Watch Out For Little Old Ladies- Sir Alfred Hitchcock’s The Lady Vanishes
DVD Review
From The Pen Of Frank Jackman
The Lady Vanishes, starring Margaret Lockwood, Michael
Redgrave, Dame Mae Whitty, directed by Sir Alfred Hitchcock, 1938
Modern film audiences, you know audiences who came of age in
the 1960s and beyond are used to having our spies, our good side spies anyway,
somewhere on the order of James Bond, at least. You know guys, cool guys in
form-fitting suits, working for the “good guy” alphabet intelligence agencies against
the nefarious enemy (the ‘reds,’ if not stated) with plenty of high tech
equipment to off the bastards and plenty of time too to bed in the downy
billows some comely female, friend or foe. Or if a female spy, a “good guys”
spy just as likely to crack-back a guy as “curl his toes.” We are certainly not
expecting to see a little old lady in tennis sneakers (okay, okay I’m a little
over the top on that description but you get the point, a seemingly harmless
woman looking forward to pensions and stuff and not rough and tumble), some
sweet old lady governess with no more than a good memory and an ear for music,
carry the day against the bad guys of the world political scene, especially in
the 1930s when the world really was filled with many bad guys. Yeah, the 1930s
when we know who was blocking the world and for what purposes and lots of
people, especially in blood-drained Europe, were after the fall of Spain forced
to make decisions about fighting the bad guys, or taking a dive when the deal
went down. Lots did the latter but this would not be much of film if some did
not take up the fight, a fight to the finish. This film under review, Sir
Alfred Hitchcock’s The Lady Vanishes,
is strictly a homage to those little old ladies and their sneaky ways around
the “dark world” of espionage.
But enough of homages. Here is the skinny on the do’s and
don’ts of little old lady espionage. Miss Froy, our little old lady spy,
working the old sweet lady governess cover, is stuck in some Middle European
location during the 1930s a time when lots of bad things were going on in
Middle Europe, things like the disappearance of nations under the jackboot of
the Nazis, German or homegrown, and although the locale named was fictitious we
can fill in the dots about the world political situation as it got filtered in
that spot. She is stuck in a hotel for a night because the train that is
carrying her to jolly old England has been sidetracked by an avalanche. Well
they get the train going the next day everything points to an uneventful train
ride to the nearest port and home to merry old.

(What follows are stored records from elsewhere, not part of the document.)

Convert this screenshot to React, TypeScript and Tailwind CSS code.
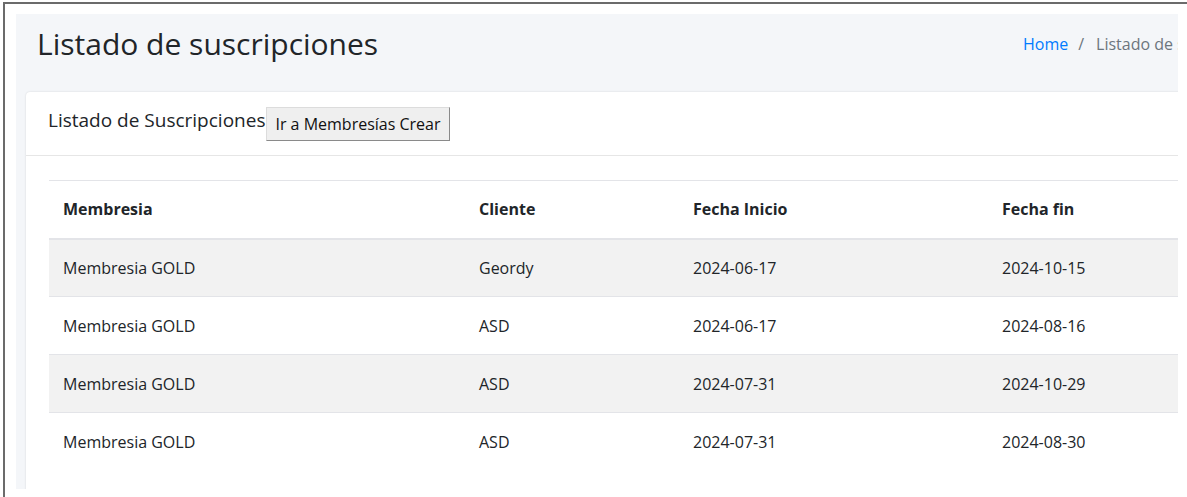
const rows = [
  { membresia: "Membresia GOLD", cliente: "Geordy", inicio: "2024-06-17", fin: "2024-10-15" },
  { membresia: "Membresia GOLD", cliente: "ASD", inicio: "2024-06-17", fin: "2024-08-16" },
  { membresia: "Membresia GOLD", cliente: "ASD", inicio: "2024-07-31", fin: "2024-10-29" },
  { membresia: "Membresia GOLD", cliente: "ASD", inicio: "2024-07-31", fin: "2024-08-30" },
]

export default function App() {
  return (
    <div className="w-[1187px] h-[497px] bg-white overflow-hidden pt-[2px] pl-[3px] font-['Open_Sans',sans-serif] text-[#212529]">
      <div className="h-full border-t-2 border-l-2 border-[#6b6b6b] pt-[10px] pl-[11px]">
        {/* Content wrapper */}
        <div className="w-[1162px] h-[475px] bg-[#f4f6f9] overflow-hidden">
          {/* Content header */}
          <div className="flex items-start pt-[11px] pl-[21px] h-[72px]">
            <h1 className="w-[986px] shrink-0 text-[30px] leading-[38px] text-[#212529]">Listado de suscripciones</h1>
            <div className="whitespace-nowrap text-[16px] leading-[38px]">
              <span className="text-[#007bff]">Home</span>
              <span className="text-[#6c757d] pl-[10px] pr-[12px]">/</span>
              <span className="text-[#6c757d]">Listado de suscripciones</span>
            </div>
          </div>

          {/* Card */}
          <div className="ml-[10px] mt-[6px] w-[1300px] bg-white rounded-tl-[4px] shadow-[0_0_2px_rgba(0,0,0,0.15)]">
            <div className="h-[64px] flex items-center pl-[22px] border-b border-[#e6e6e6]">
              <span className="text-[19px] leading-[20px] pb-[8px]">Listado de Suscripciones</span>
              <button className="ml-[1px] h-[34px] px-[8px] bg-[#efefef] border border-t-[#dcdcdc] border-l-[#dcdcdc] border-r-[#8a8a8a] border-b-[#8a8a8a] text-[16px] text-[#111]">
                Ir a Membresías Crear
              </button>
            </div>

            <div className="pt-[24px] pl-[23px] pb-[20px]">
              <table className="border-collapse text-[16px] w-[1260px]">
                <thead>
                  <tr className="h-[58px] border-t border-b-2 border-[#e3e4e8]">
                    <th className="w-[416px] pl-[14px] text-left font-bold">Membresia</th>
                    <th className="w-[214px] pl-[14px] text-left font-bold">Cliente</th>
                    <th className="w-[309px] pl-[14px] text-left font-bold">Fecha Inicio</th>
                    <th className="pl-[14px] text-left font-bold">Fecha fin</th>
                  </tr>
                </thead>
                <tbody>
                  {rows.map((r, i) => (
                    <tr key={i} className={`h-[58px] border-t border-[#e3e4e8] ${i % 2 === 0 ? "bg-[#f2f2f2]" : "bg-white"}`}>
                      <td className="pl-[14px]">{r.membresia}</td>
                      <td className="pl-[14px]">{r.cliente}</td>
                      <td className="pl-[14px]">{r.inicio}</td>
                      <td className="pl-[14px]">{r.fin}</td>
                    </tr>
                  ))}
                </tbody>
              </table>
            </div>
          </div>
        </div>
      </div>
    </div>
  )
}
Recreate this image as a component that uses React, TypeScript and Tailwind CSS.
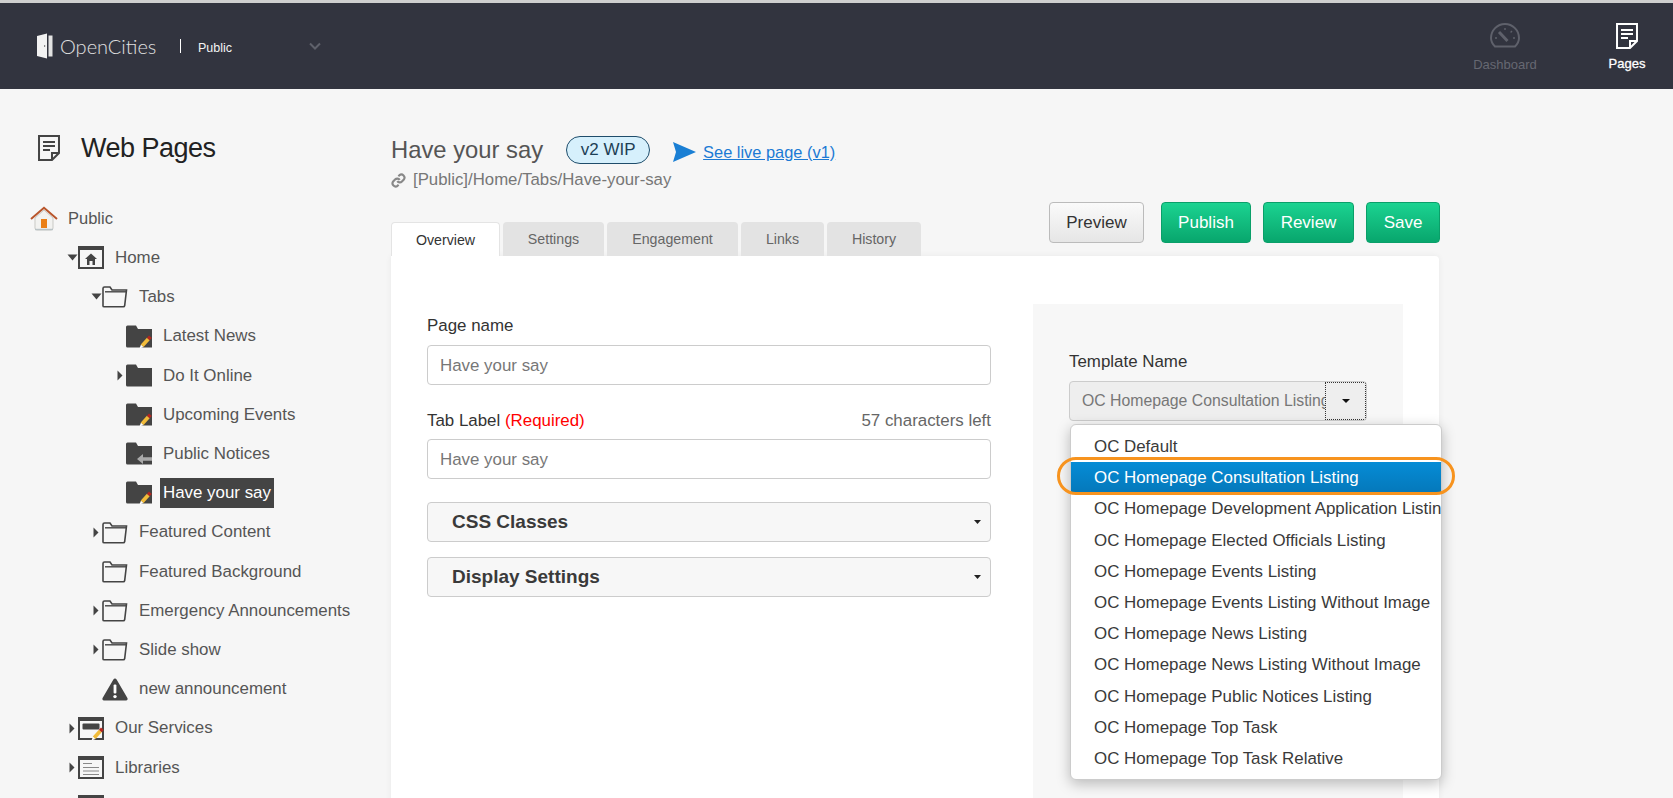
import React from "react";

const font = "font-['Liberation_Sans',Arial,sans-serif]";

const Caret = ({ dir }: { dir: "down" | "right" }) =>
  dir === "down" ? (
    <svg width="11" height="7" viewBox="0 0 11 7" className="shrink-0">
      <path d="M0.5 0.5h10L5.5 6.5z" fill="#444" />
    </svg>
  ) : (
    <svg width="6" height="11" viewBox="0 0 6 11" className="shrink-0">
      <path d="M0.5 0.5L5.5 5.5L0.5 10.5z" fill="#444" />
    </svg>
  );

const Pencil = () => (
  <g>
    <path d="M13.5 23.5L15 19.5L17.5 22z" fill="#fff" />
    <path d="M16.2 20.7L22.3 14" stroke="#f2bc3a" strokeWidth="3.8" />
    <path d="M22.3 14L24.4 11.8" stroke="#b5261e" strokeWidth="3.8" />
  </g>
);

const FolderOutline = () => (
  <svg width="26" height="23" viewBox="0 0 26 23" className="shrink-0">
    <path
      d="M1 21V3.5Q1 2 2.5 2H8l2 3h14.5l-1.8 15.5q-.2 1.2-1.4 1.2H2.2Q1 21.7 1 21z"
      fill="none"
      stroke="#444"
      strokeWidth="1.6"
    />
    <path d="M3 6.8H24" stroke="#444" strokeWidth="1.4" />
  </svg>
);

const FolderSolid = ({ mark }: { mark?: "pencil" | "arrow" }) => (
  <svg width="26" height="23" viewBox="0 0 26 23" className="shrink-0">
    <path d="M0 2Q0 0.5 1.5 0.5H10L12 4H26V22.5H1.5Q0 22.5 0 21z" fill="#444" />
    {mark === "pencil" && <Pencil />}
    {mark === "arrow" && <path d="M11 17L17 12V15.2H26V18.8H17V22z" fill="#a9a9a9" />}
  </svg>
);

const BoxIcon = ({ children }: { children?: React.ReactNode }) => (
  <svg width="26" height="23" viewBox="0 0 26 23" className="shrink-0">
    <rect x="1" y="1" width="24" height="21" fill="none" stroke="#444" strokeWidth="2" />
    <rect x="1" y="1" width="24" height="3" fill="#444" />
    {children}
  </svg>
);

const WarnIcon = () => (
  <svg width="26" height="24" viewBox="0 0 26 24" className="shrink-0">
    <path d="M13 1.5Q14 1.5 14.6 2.6L25.4 21q.8 2-1.2 2.4H1.8Q-.2 23 .6 21L11.4 2.6Q12 1.5 13 1.5z" fill="#444" />
    <rect x="11.6" y="7.5" width="2.8" height="9" rx="1" fill="#fff" />
    <circle cx="13" cy="19.6" r="1.7" fill="#fff" />
  </svg>
);

const HouseIcon = () => (
  <svg width="28" height="25" viewBox="0 0 28 25" className="shrink-0">
    <path d="M5 12V22Q5 24 7 24H21Q23 24 23 22V12L14 4z" fill="#f2f2f0" stroke="#c9c9c5" strokeWidth="1" />
    <path d="M1 13L14 1.8L27 13" fill="none" stroke="#b8552b" strokeWidth="2" />
    <rect x="11" y="13" width="6" height="9" fill="#ea7f16" />
    <path d="M5 23.5H23" stroke="#b9c3c6" strokeWidth="1.4" />
  </svg>
);

const PageIcon = ({ color, size }: { color: string; size: number }) => (
  <svg width={size} height={size * 1.18} viewBox="0 0 22 26" className="shrink-0">
    <path d="M1 1H21V18L14 25H1z" fill="none" stroke={color} strokeWidth="2" />
    <path d="M14 25V18H21" fill="none" stroke={color} strokeWidth="2" />
    <path d="M5 7H17M5 11H17M5 15H12" stroke={color} strokeWidth="2" />
  </svg>
);

const GaugeIcon = () => (
  <svg width="30" height="25" viewBox="0 0 30 25">
    <path
      d="M5 23.5Q1 19.5 1 15A14 14 0 0 1 29 15Q29 19.5 25 23.5z"
      fill="none"
      stroke="#5f616b"
      strokeWidth="2"
    />
    <path d="M9 9L17.5 18" stroke="#5f616b" strokeWidth="3" />
    <path d="M15 5v2M22 8l-1.4 1.4M25 15h-2M5 15h2" stroke="#5f616b" strokeWidth="1.4" />
  </svg>
);

const LinkIcon = () => (
  <svg width="15" height="15" viewBox="0 0 24 24" fill="none" stroke="#888" strokeWidth="3.4" className="shrink-0">
    <path d="M10 13a5 5 0 0 0 7.5.5l3-3a5 5 0 0 0-7-7l-1.7 1.7" />
    <path d="M14 11a5 5 0 0 0-7.5-.5l-3 3a5 5 0 0 0 7 7l1.7-1.7" />
  </svg>
);

type Row = {
  label: string;
  pl: number;
  caret?: "down" | "right";
  icon: React.ReactNode;
  selected?: boolean;
};

const rows: Row[] = [
  { label: "Home", pl: 66, caret: "down", icon: <BoxIcon><path d="M7 13L13 7.5L19 13H17V19H14.5V15H11.5V19H9V13z" fill="#444" /></BoxIcon> },
  { label: "Tabs", pl: 90, caret: "down", icon: <FolderOutline /> },
  { label: "Latest News", pl: 114, icon: <FolderSolid mark="pencil" /> },
  { label: "Do It Online", pl: 114, caret: "right", icon: <FolderSolid /> },
  { label: "Upcoming Events", pl: 114, icon: <FolderSolid mark="pencil" /> },
  { label: "Public Notices", pl: 114, icon: <FolderSolid mark="arrow" /> },
  { label: "Have your say", pl: 114, icon: <FolderSolid mark="pencil" />, selected: true },
  { label: "Featured Content", pl: 90, caret: "right", icon: <FolderOutline /> },
  { label: "Featured Background", pl: 90, icon: <FolderOutline /> },
  { label: "Emergency Announcements", pl: 90, caret: "right", icon: <FolderOutline /> },
  { label: "Slide show", pl: 90, caret: "right", icon: <FolderOutline /> },
  { label: "new announcement", pl: 90, icon: <WarnIcon /> },
  { label: "Our Services", pl: 66, caret: "right", icon: <BoxIcon><rect x="4.5" y="6.5" width="17" height="6" rx="1" fill="#444" /><Pencil /></BoxIcon> },
  { label: "Libraries", pl: 66, caret: "right", icon: <BoxIcon><path d="M5 7.5H14M5 11.5H21M5 15H21M5 18.5H21" stroke="#888" strokeWidth="1.1" /></BoxIcon> },
  { label: "", pl: 66, icon: <BoxIcon /> },
];

const tabs = [
  { label: "Overview", w: "w-[109px]", active: true },
  { label: "Settings", w: "w-[101px]" },
  { label: "Engagement", w: "w-[131px]" },
  { label: "Links", w: "w-[83px]" },
  { label: "History", w: "w-[94px]" },
];

const options = [
  "OC Default",
  "OC Homepage Consultation Listing",
  "OC Homepage Development Application Listing",
  "OC Homepage Elected Officials Listing",
  "OC Homepage Events Listing",
  "OC Homepage Events Listing Without Image",
  "OC Homepage News Listing",
  "OC Homepage News Listing Without Image",
  "OC Homepage Public Notices Listing",
  "OC Homepage Top Task",
  "OC Homepage Top Task Relative",
];

const GreenButton = ({ label, w }: { label: string; w: string }) => (
  <button className={`${w} h-[41px] rounded-[4px] border border-[#0a9f69] bg-gradient-to-b from-[#1bd391] to-[#08a66d] text-[17px] text-white`}>
    {label}
  </button>
);

const Accordion = ({ label }: { label: string }) => (
  <div className="h-[40px] rounded-[4px] border border-[#ccc] bg-[#f7f7f7] pl-[24px] pr-[9px] flex items-center justify-between">
    <span className="text-[19px] font-bold text-[#3a3a3a]">{label}</span>
    <svg width="7" height="4" viewBox="0 0 7 4">
      <path d="M0 0h7L3.5 4z" fill="#222" />
    </svg>
  </div>
);

export default function App() {
  return (
    <div className={`${font} h-[798px] w-[1673px] overflow-hidden bg-[#f6f6f6] text-[16.9px] text-[#555]`}>
      {/* ===== HEADER ===== */}
      <div className="h-[3px] bg-[#cfcfcf]" />
      <header className="h-[86px] bg-[#32343f] flex items-center pl-[37px]">
        <svg width="16" height="26" viewBox="0 0 16 26" className="shrink-0">
          <path d="M0 3L10 0.5V25.5L0 23z" fill="#f2f2f2" />
          <path d="M11.5 2.5H15.5V23.5H11.5z" fill="#e2e2e2" />
          <rect x="7" y="12" width="1.2" height="2" fill="#888" />
        </svg>
        <span className="ml-[7px] w-[120px] font-['Lato',sans-serif] font-light text-[20px] text-[#e0e0e0]">OpenCities</span>
        <span className="h-[14px] w-px bg-white" />
        <span className="ml-[17px] mt-[4px] text-[12.5px] text-[#f4f4f4] w-[111px]">Public</span>
        <svg width="12" height="8" viewBox="0 0 12 8">
          <path d="M1 1.5L6 6.5L11 1.5" fill="none" stroke="#5f616b" strokeWidth="2" />
        </svg>
        <div className="ml-auto mt-[6px] flex gap-[15px]">
          <div className="w-[122px] flex flex-col items-center gap-[7px] text-[13px] text-[#666872]">
            <GaugeIcon />
            <span>Dashboard</span>
          </div>
          <div className="w-[92px] flex flex-col items-center gap-[5px] text-[13px] text-white [-webkit-text-stroke:0.3px_white]">
            <PageIcon color="#ffffff" size={22} />
            <span>Pages</span>
          </div>
        </div>
      </header>
      {/* ===== HEADER END ===== */}

      <div className="flex">
        {/* ===== TREE ===== */}
        <aside className="w-[391px] shrink-0">
          <div className="mt-[44px] pl-[38px] flex items-center h-[30px]">
            <PageIcon color="#444" size={22} />
            <h1 className="ml-[21px] text-[27px] tracking-[-0.5px] text-[#222]">Web Pages</h1>
          </div>
          <div className="mt-[36px] pl-[30px] h-[39.2px] flex items-center">
            <HouseIcon />
            <span className="ml-[10px] text-[16.5px]">Public</span>
          </div>
          {rows.map((r, i) => (
            <div key={i} className="relative h-[39.2px] flex items-center" style={{ paddingLeft: r.pl + 12 }}>
              {r.caret && (
                <span className="absolute flex w-[12px] justify-center" style={{ left: r.pl }}>
                  <Caret dir={r.caret} />
                </span>
              )}
              {r.icon}
              {r.selected ? (
                <span className="ml-[8px] px-[3px] h-[30px] flex items-center bg-[#444] text-white">{r.label}</span>
              ) : (
                <span className="ml-[11px]">{r.label}</span>
              )}
            </div>
          ))}
        </aside>
        {/* ===== TREE END ===== */}

        <main className="w-[1049px]">
          {/* ===== TITLE ===== */}
          <div className="mt-[46px] h-[30px] flex items-center">
            <h2 className="text-[23.8px] text-[#555]">Have your say</h2>
            <span className="ml-[23px] h-[28px] w-[84px] rounded-full border border-[#1f4d6b] bg-[#d6f0fc] flex items-center justify-center text-[17px] text-[#1d3f55]">
              v2 WIP
            </span>
            <svg width="23" height="20" viewBox="0 0 23 20" className="ml-[23px] mt-[4px]">
              <path d="M0 0L23 10L0 20L3 10z" fill="#1a7fd4" />
            </svg>
            <a className="ml-[7px] mt-[4px] text-[16.4px] text-[#1b7ad4] underline">See live page (v1)</a>
          </div>
          <div className="mt-[5px] h-[20px] flex items-center gap-[7px] text-[16.8px] text-[#777]">
            <LinkIcon />
            <span>[Public]/Home/Tabs/Have-your-say</span>
          </div>
          {/* ===== TITLE END ===== */}

          {/* ===== TABS + ACTIONS ===== */}
          <div className="mt-[22px] flex justify-between h-[44px]">
            <div className="mt-[10px] flex gap-[3px]">
              {tabs.map((t) => (
                <div
                  key={t.label}
                  className={`${t.w} h-[34px] pt-[2px] rounded-t-[4px] flex items-center justify-center text-[14.2px] ${
                    t.active ? "bg-white text-[#333] border border-b-0 border-[#e4e4e4]" : "bg-[#e3e3e3] text-[#666]"
                  }`}
                >
                  {t.label}
                </div>
              ))}
            </div>
            <div className="-mt-[10px] flex">
              <button className="w-[95px] h-[41px] mr-[17px] rounded-[4px] border border-[#bbb] bg-gradient-to-b from-[#fafafa] to-[#e6e6e6] text-[17px] text-[#333]">
                Preview
              </button>
              <GreenButton label="Publish" w="w-[90px]" />
              <span className="w-[12px]" />
              <GreenButton label="Review" w="w-[91px]" />
              <span className="w-[12px]" />
              <GreenButton label="Save" w="w-[74px]" />
            </div>
          </div>
          {/* ===== TABS + ACTIONS END ===== */}

          {/* ===== CARD ===== */}
          <div className="h-[600px] w-[1048px] rounded-tr-[4px] bg-white flex shadow-[0_0_6px_rgba(0,0,0,0.06)]">
            <div className="ml-[36px] mt-[58px] w-[564px] text-[#333]">
              <label className="block h-[22px] leading-[24px]">Page name</label>
              <div className="mt-[9px] h-[40px] rounded-[4px] border border-[#ccc] pl-[12px] pt-[2px] flex items-center text-[#777]">Have your say</div>
              <div className="mt-[24px] h-[22px] leading-[24px] flex justify-between">
                <span>
                  Tab Label <span className="text-[#f00]">(Required)</span>
                </span>
                <span className="text-[#666]">57 characters left</span>
              </div>
              <div className="mt-[8px] h-[40px] rounded-[4px] border border-[#ccc] pl-[12px] pt-[2px] flex items-center text-[#777]">Have your say</div>
              <div className="mt-[23px]">
                <Accordion label="CSS Classes" />
              </div>
              <div className="mt-[15px]">
                <Accordion label="Display Settings" />
              </div>
            </div>

            {/* ===== TEMPLATE PANEL ===== */}
            <div className="relative ml-[42px] mt-[48px] w-[370px] bg-[#f7f7f7] pl-[36px] pt-[46px] text-[#333]">
              <label className="block h-[22px] leading-[24px]">Template Name</label>
              <div className="mt-[9px] h-[40px] w-[298px] rounded-[4px] border border-[#ccc] bg-[#eee] flex overflow-hidden">
                <span className="w-[255px] pl-[12px] overflow-hidden whitespace-nowrap text-[15.8px] leading-[38px] text-[#777]">
                  OC Homepage Consultation Listing
                </span>
                <span className="flex-1 border border-dotted border-[#333] flex items-center justify-center">
                  <svg width="8" height="4" viewBox="0 0 8 4">
                    <path d="M0 0h8L4 4z" fill="#111" />
                  </svg>
                </span>
              </div>

              {/* ===== DROPDOWN ===== */}
              <div className="absolute left-[37px] top-[120px] w-[372px] h-[356px] overflow-hidden rounded-[6px] border border-[#ccc] bg-white pt-[6px] shadow-[0_4px_14px_rgba(0,0,0,0.25)]">
                {options.map((o, i) => (
                  <div
                    key={o}
                    className={`h-[31.2px] pl-[23px] whitespace-nowrap leading-[32px] ${
                      i === 1 ? "bg-gradient-to-b from-[#058cd6] to-[#0578ba] text-white" : "text-[#3a3a3a]"
                    }`}
                  >
                    {o}
                  </div>
                ))}
              </div>
              <div className="absolute left-[24px] top-[153px] h-[38px] w-[398px] rounded-full border-[3px] border-[#f7931e]" />
              {/* ===== DROPDOWN END ===== */}
            </div>
            {/* ===== TEMPLATE PANEL END ===== */}
          </div>
          {/* ===== CARD END ===== */}
        </main>
      </div>
    </div>
  );
}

But of course no such thing is in the cards for our Miss
Froy. Somehow nefarious parties figured out she was a spy and decided to do
something about it, about what she could give to the British Foreign ministry
if she made it that far. Here is how it went and as a plan it wasn’t bad even
if it did have too many moving parts to success. Miss Froy struck up a hotel
friendship with Iris (played by Margaret Lockwood), a young debutante-type
going home to marry the next best thing, the next best thing with a serious
bankbook, a few days later. On the train they got even friendlier. Then Miss
Froy vanished, gone, left no forwarding address, a hard task from a fast-moving
train. Iris got worried, worried even more when the passengers on the train
played dumb and “saw no evil.” Well everybody but Gilbert, a wild boy clarinet
player (that mad monk clarinet thing the every be-bop-less 1930s mother warned
their daughters against and which should have made Iris very wary but you know
how boy-girl things go in the movies). He finally believed her and they began a
search of the train but see here is where the thing got tricky. The bad guys,
led by a doctor, did a switch, brought a “sick” person on a stretcher on board
at the first stop and made her the Miss Froy and the real one was placed under
wraps as “sick” to be disposed of by that evil doctor. But Iris and Gilbert
figured out there had to have been a switch and they, not without some rooty-toot-toot
rough play, got Miss Froy back and help get her out of the jam she was in order
to make a run for it.
Eventually Gilbert and Iris, alone with several upstanding
British citizens who were also travelling on the train left the bad guys high
and dry. And Miss Froy, well Miss Froy sang, sang like a canary at the Foreign
Ministry when the dust settled. And Iris and Gilbert, well you know Iris was
made of better stuff than grabbing the best next thing rich guy with that big
bankbook, and she ran off against all good advice if you ask me with a damn
clarinet player. Ah, boy-girl stuff, go figure.